▸ What you need to do
Return a copy of every line in the records that includes the word "this".

▸ Stored data
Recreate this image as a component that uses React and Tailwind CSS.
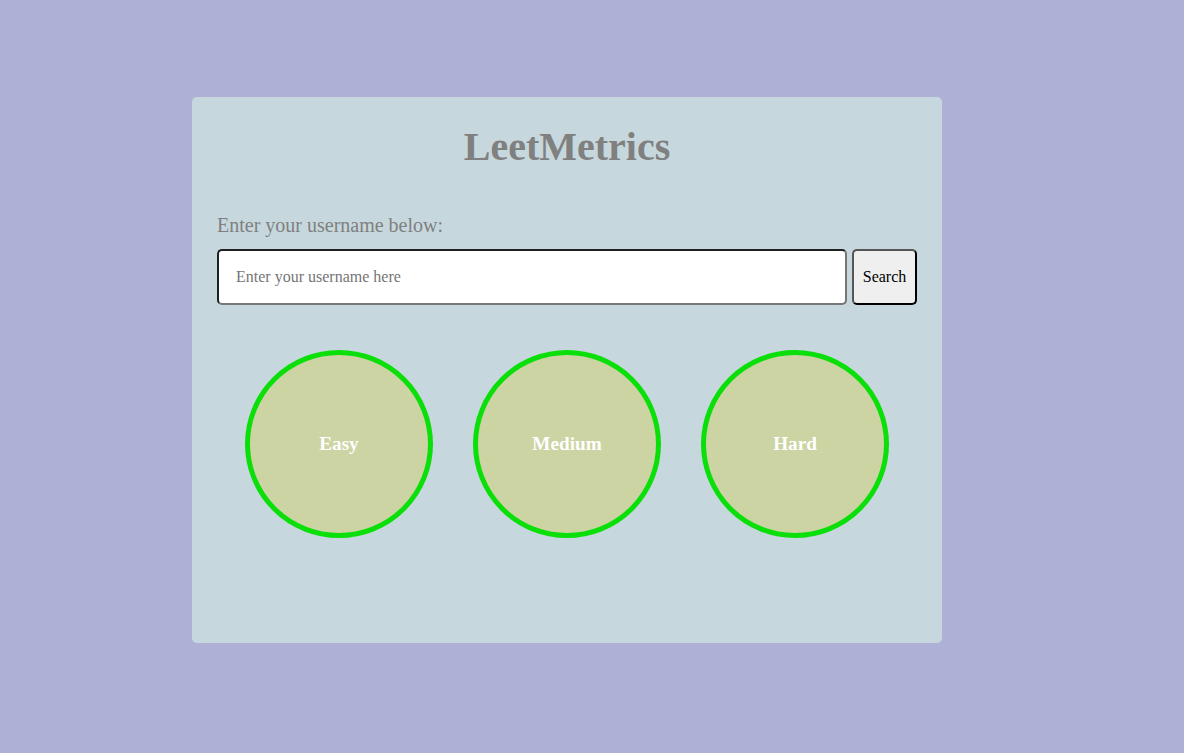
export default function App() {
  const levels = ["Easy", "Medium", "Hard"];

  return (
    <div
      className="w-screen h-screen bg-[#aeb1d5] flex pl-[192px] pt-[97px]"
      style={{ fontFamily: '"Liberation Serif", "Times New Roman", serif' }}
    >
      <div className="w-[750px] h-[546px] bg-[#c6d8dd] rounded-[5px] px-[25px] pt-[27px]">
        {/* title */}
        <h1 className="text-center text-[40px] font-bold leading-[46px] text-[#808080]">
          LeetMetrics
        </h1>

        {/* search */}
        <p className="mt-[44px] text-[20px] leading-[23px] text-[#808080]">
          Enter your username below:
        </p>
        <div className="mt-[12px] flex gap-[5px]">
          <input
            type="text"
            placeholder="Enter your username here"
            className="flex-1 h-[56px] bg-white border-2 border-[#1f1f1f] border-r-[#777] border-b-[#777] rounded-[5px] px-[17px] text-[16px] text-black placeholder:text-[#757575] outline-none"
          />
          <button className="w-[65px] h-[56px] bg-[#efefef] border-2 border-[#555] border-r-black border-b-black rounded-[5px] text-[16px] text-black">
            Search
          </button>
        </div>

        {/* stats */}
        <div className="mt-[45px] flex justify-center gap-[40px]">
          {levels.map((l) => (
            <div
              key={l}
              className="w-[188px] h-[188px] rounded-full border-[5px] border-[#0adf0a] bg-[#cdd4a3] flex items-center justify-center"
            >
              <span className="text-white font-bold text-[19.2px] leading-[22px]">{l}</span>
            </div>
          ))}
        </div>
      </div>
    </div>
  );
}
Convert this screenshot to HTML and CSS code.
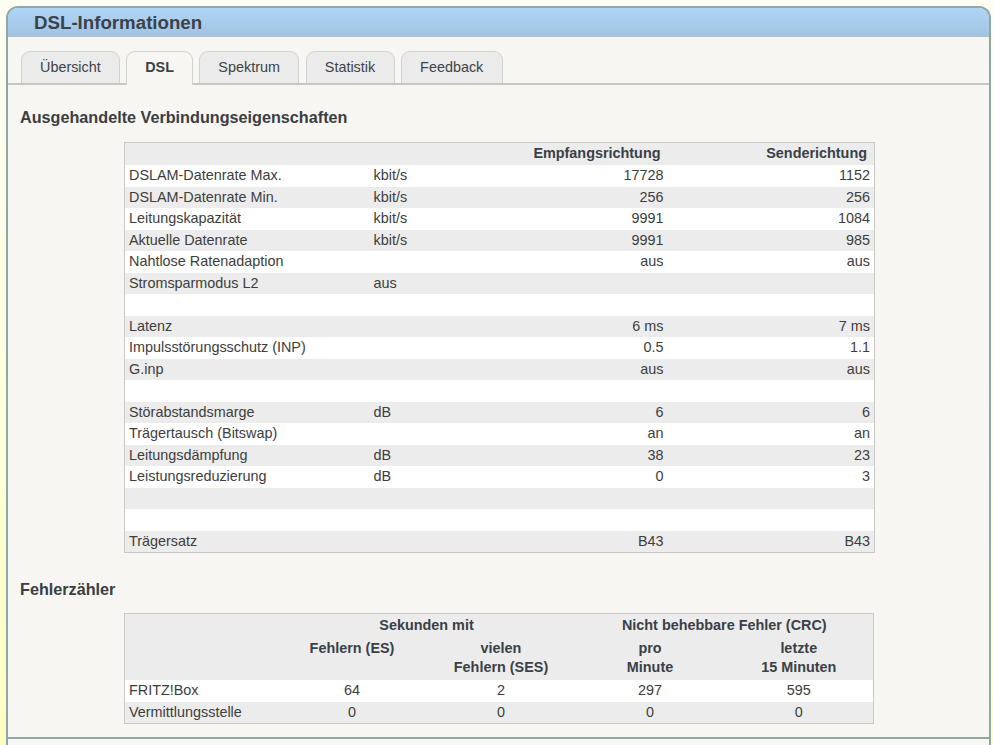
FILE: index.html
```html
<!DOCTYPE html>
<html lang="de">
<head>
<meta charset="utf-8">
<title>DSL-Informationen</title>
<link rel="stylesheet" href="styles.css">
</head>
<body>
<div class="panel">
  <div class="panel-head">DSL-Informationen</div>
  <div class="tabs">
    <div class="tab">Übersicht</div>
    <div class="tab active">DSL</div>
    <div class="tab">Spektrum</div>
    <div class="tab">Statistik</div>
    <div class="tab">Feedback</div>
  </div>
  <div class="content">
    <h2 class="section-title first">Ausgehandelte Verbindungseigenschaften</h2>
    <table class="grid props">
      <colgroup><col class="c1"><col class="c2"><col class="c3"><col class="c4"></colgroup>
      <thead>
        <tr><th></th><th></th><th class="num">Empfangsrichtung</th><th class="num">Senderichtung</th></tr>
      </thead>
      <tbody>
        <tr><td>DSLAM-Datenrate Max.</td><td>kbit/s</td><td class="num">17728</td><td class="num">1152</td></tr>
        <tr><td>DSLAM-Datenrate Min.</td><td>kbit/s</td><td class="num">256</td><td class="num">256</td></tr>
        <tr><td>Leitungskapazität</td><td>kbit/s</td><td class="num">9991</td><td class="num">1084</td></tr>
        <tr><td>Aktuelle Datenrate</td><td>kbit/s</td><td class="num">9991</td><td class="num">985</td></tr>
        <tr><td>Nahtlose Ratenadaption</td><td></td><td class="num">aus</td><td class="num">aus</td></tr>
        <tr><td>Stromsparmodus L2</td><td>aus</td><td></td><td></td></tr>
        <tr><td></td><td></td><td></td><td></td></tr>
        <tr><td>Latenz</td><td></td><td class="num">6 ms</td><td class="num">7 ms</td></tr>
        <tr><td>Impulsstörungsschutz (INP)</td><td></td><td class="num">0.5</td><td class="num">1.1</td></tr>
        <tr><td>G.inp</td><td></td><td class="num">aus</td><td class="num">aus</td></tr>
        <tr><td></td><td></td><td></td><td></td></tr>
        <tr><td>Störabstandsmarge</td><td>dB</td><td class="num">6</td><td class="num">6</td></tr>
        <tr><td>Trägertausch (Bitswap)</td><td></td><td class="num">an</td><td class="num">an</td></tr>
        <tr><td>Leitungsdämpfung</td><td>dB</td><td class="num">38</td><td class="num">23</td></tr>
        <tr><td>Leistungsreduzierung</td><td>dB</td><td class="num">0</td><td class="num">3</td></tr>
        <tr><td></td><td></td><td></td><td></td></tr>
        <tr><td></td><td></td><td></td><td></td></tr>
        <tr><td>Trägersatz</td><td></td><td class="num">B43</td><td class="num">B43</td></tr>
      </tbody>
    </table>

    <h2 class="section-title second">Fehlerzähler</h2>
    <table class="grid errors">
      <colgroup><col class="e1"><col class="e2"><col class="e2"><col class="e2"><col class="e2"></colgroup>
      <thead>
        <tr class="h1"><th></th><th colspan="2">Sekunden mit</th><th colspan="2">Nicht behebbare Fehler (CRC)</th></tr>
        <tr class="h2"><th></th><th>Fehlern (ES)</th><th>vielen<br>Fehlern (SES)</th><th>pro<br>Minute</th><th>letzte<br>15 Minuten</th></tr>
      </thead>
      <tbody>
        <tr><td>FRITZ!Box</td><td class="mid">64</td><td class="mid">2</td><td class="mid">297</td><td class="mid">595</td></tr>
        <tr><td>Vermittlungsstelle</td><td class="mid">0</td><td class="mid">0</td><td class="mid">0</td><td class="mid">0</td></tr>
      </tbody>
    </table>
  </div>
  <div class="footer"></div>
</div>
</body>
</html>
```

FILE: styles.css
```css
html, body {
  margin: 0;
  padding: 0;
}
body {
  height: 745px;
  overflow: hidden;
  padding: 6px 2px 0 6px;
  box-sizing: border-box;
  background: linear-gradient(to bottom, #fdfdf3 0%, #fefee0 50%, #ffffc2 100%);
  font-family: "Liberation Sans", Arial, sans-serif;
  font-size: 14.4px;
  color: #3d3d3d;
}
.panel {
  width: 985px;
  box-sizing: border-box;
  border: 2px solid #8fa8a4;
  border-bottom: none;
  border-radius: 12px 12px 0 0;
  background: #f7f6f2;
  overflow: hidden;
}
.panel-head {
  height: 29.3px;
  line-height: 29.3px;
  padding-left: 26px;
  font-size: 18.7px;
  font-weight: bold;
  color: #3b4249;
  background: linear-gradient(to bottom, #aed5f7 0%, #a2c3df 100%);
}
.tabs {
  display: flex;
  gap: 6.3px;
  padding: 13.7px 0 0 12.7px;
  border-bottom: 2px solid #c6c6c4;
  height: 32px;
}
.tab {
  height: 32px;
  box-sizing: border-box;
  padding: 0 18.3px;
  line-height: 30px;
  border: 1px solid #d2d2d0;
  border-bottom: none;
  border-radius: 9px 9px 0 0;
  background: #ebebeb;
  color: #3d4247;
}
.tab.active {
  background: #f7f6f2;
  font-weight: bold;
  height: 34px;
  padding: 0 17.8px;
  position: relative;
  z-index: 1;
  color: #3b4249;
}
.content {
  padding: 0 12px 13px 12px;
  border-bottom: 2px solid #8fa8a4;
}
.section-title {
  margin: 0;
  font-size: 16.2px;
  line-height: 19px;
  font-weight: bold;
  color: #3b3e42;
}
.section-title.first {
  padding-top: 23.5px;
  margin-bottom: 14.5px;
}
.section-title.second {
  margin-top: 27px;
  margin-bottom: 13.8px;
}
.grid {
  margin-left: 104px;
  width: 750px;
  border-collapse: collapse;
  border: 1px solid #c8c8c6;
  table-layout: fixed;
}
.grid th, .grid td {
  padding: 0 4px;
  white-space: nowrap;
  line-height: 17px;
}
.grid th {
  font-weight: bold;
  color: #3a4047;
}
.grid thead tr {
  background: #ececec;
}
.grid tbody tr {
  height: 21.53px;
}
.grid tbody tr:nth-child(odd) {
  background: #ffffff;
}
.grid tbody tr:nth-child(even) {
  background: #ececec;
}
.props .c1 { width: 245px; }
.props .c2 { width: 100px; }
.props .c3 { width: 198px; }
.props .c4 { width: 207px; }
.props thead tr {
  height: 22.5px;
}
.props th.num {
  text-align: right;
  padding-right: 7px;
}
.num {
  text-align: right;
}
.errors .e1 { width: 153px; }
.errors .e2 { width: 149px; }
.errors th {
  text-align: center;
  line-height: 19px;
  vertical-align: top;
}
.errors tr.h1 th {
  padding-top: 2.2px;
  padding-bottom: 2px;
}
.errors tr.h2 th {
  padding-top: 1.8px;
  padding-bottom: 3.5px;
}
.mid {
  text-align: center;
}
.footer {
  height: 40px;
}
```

▸ Solved problem
Recreate this image as a component that uses React and Tailwind CSS.
Convert this screenshot to HTML and CSS code.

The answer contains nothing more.